Como Desarmar a Cultura Woke (Avis Rara) destaca-se no mercado editorial brasileiro por dois motivos básicos. O primeiro: trata-se de um livro claramente direcionado a universitários, em especial aos de humanidades, o público mais suscetível às armadilhas e opressão dos teóricos e amantes dessas ideologias, ainda que possa ser lido e bem aproveitado por qualquer indivíduo, dentro ou fora do meio acadêmico. O segundo motivo é o esforço realmente louvável em traduzir em linguagem simples os principais pontos do wokeísmo, conceituando, inclusive, o que é “identitarismo”, o “movimento woke”, “teoria crítica”, “teoria crítica da raça”, “justiça social crítica” etc.
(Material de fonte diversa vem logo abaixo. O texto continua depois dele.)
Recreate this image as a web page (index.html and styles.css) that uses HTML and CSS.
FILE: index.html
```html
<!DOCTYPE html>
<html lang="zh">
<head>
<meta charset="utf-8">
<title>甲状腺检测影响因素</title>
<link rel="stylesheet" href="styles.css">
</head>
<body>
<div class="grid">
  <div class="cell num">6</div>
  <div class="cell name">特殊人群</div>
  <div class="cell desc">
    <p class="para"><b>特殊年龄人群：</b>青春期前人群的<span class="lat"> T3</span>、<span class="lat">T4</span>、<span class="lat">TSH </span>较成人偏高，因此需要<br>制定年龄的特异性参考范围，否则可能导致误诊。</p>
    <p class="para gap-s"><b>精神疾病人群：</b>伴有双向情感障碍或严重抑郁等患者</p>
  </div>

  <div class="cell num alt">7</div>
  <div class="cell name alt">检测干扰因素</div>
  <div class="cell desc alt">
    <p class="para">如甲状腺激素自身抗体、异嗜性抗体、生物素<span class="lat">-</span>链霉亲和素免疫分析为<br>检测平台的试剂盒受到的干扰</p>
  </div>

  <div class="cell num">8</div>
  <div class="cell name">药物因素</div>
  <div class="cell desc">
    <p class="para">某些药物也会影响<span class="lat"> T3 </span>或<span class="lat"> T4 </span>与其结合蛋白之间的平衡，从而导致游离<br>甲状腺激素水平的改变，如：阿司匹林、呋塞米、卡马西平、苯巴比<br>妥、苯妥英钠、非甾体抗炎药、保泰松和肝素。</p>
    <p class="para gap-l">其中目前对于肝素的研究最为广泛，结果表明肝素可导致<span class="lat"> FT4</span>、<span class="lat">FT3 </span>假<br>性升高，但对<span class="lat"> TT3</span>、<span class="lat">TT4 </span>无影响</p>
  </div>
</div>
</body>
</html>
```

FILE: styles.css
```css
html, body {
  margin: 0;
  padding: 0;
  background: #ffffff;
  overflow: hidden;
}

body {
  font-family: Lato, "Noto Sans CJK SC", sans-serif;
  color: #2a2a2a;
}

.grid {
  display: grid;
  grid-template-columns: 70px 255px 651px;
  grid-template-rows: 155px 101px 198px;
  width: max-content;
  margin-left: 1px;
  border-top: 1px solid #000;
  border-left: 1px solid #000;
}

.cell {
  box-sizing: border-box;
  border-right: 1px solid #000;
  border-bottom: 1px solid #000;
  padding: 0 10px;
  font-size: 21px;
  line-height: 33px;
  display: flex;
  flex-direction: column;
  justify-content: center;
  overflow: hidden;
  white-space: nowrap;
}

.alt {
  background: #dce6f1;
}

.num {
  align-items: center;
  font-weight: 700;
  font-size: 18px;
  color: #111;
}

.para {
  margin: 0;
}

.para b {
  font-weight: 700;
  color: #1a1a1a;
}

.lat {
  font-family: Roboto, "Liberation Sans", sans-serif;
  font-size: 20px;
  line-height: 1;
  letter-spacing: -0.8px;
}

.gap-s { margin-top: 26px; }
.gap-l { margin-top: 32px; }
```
Há muito que eu critico a direita por, na ânsia de se mostrar erudita e profunda, esquecer-se de ser didática e simples. Quando tais pessoas comuns pegam muitos dos livros que denunciam as peripécias e idiotices do progressismo, esbarram em textos com linguagem rebuscada, conceitos complicados e desenvolvimentos truncados. Muitos podem afirmar que, no fundo, o identitarismo tem um desenvolvimento arraigado numa filosofia complexa que vem lá da Escola de Frankfurt, do “marxismo esclarecido”, das ideias de Gramsci, e, Deus sabe, só quem já teve de ler Habermas e Adorno compreende como entender e explicar toda aquela empolação é um trabalho hercúleo. Porém, acredito que é justamente aí que entra toda capacidade e boa vontade de pessoas dedicadas à missão de expor a perniciosidade do progressismo. O que Lindsay e Pincourt fazem é trazer para um público não especialista a necessária explicação, em termos compreensíveis, sobre o que é, como se desenvolve e como se combate tais ideias absurdas e perigosas.
É fato que ainda não é um livro para o seu Bastião e a dona Ana, mas é sim um livro para os filhos deles, aqueles que estão agora entrando em uma PUC, Unicamp ou USP, e querem entender o que os espera; ou, meramente, é um indivíduo de boa vontade e mente aberta a entender ideias às quais ele pode ou não aderir, mas que quer conhecer melhor. Quem me conhece pessoalmente sabe que tomei como missão pessoal apresentar livros liberais e conservadores que dialoguem não somente com intelectuais de dedinho em riste, mas também com o amplo público brasileiro. É por isso que editei e trouxe para o Brasil O Manifesto Herege, de Brendan O’Neill, e O que é uma Mulher?, de Matt Walsh. É bom saber que os amigos da Faro Editorial também têm essa percepção e estão editando excelentes livros sobre essa temática.